There’s also a whole series of weird things about selling property that nobody follows:
The land must not be sold permanently, because the land is mine and you reside in my land as foreigners and strangers. Throughout the land that you hold as a possession, you must provide for the redemption of the land.
If one of your fellow Israelites becomes poor and sells some of their property, their nearest relative is to come and redeem what they have sold. If, however, there is no one to redeem it for them but later on they prosper and acquire sufficient means to redeem it themselves, they are to determine the value for the years since they sold it and refund the balance to the one to whom they sold it; they can then go back to their own property. But if they do not acquire the means to repay, what was sold will remain in the possession of the buyer until the Year of Jubilee. It will be returned in the Jubilee, and they can then go back to their property.
Anyone who sells a house in a walled city retains the right of redemption a full year after its sale.
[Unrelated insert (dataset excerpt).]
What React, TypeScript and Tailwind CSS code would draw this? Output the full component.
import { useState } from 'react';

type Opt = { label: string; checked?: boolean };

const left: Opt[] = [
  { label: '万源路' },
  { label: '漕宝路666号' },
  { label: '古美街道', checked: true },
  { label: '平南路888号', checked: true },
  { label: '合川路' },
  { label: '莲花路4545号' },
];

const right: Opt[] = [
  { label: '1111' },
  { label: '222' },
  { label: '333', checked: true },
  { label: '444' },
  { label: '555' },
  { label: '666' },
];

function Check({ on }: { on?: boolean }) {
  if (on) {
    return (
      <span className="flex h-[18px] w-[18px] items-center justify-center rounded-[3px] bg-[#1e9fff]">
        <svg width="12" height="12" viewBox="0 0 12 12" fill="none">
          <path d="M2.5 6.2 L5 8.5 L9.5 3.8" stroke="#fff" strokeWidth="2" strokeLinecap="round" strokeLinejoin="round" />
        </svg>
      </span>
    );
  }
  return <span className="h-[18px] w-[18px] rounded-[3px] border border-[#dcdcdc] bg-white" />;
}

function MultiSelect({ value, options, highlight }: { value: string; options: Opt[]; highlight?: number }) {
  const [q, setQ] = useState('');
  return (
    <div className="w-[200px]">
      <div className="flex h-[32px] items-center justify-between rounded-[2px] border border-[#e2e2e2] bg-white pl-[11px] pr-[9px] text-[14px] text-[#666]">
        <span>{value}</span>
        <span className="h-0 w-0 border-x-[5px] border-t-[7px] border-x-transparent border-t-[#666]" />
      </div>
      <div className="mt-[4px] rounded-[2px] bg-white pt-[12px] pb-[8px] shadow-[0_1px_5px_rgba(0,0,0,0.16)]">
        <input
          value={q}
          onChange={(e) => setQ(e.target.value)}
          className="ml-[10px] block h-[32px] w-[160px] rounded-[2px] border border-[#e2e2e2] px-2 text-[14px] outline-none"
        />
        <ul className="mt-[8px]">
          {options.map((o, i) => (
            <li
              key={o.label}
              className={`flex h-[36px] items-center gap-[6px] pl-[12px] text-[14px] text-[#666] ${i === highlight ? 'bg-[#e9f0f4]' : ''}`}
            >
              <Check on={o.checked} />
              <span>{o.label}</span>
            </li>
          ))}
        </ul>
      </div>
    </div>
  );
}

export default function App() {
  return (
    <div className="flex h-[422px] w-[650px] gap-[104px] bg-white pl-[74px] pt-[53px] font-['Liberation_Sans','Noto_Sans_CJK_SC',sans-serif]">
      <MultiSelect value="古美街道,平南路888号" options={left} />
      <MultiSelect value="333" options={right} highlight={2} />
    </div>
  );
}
During that time the seller may redeem it. If it is not redeemed before a full year has passed, the house in the walled city shall belong permanently to the buyer and the buyer’s descendants. It is not to be returned in the Jubilee. But houses in villages without walls around them are to be considered as belonging to the open country. They can be redeemed, and they are to be returned in the Jubilee.
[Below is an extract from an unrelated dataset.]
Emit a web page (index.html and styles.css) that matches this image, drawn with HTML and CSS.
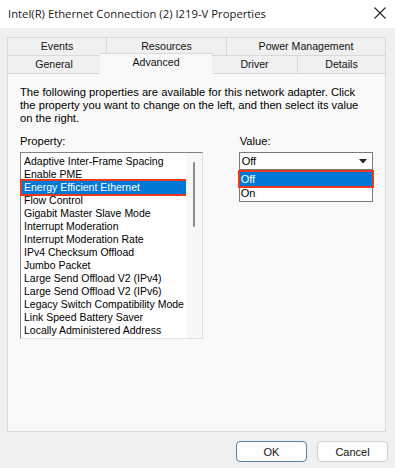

And let’s not forget the bit about charging poor people interest–this alone would destroy the global economy:
If any of your fellow Israelites become poor and are unable to support themselves among you, help them as you would a foreigner and stranger, so they can continue to live among you. Do not take interest or any profit from them, but fear your God, so that they may continue to live among you. You must not lend them money at interest or sell them food at a profit.
Yet the line in Leviticus about homosexuality seems to take rhetorical precedence over the extensive exhortations by Jesus himself that Christians ought to serve the poor.
How do we explain this? Either Huckabee is not a very good clergyman or he is very cynical about his use of religion, appealing to it only when it is politically convenient to do so. In a republican primary, hostility to gay marriage still scores points, while demands that the state help the poor are the fastest way to chase off the donors republican candidates need. Maybe Huckabee aims to be something of a Trojan horse. Maybe if he becomes president he’ll run the federal government more or less the same way he ran Arkansas. We can’t be sure. We just don’t know where he really stands.
Everything about Huckabee that was interesting he has since gone out of his way to renounce, but the fact that he had a decent run as governor of Arkansas counts in his favor. Even so, I don’t like his social or foreign policy positions one bit. He’s the best republican in the field so far (beating out Carly Fiorina, my previous GOP favorite), but I still can’t back him for president.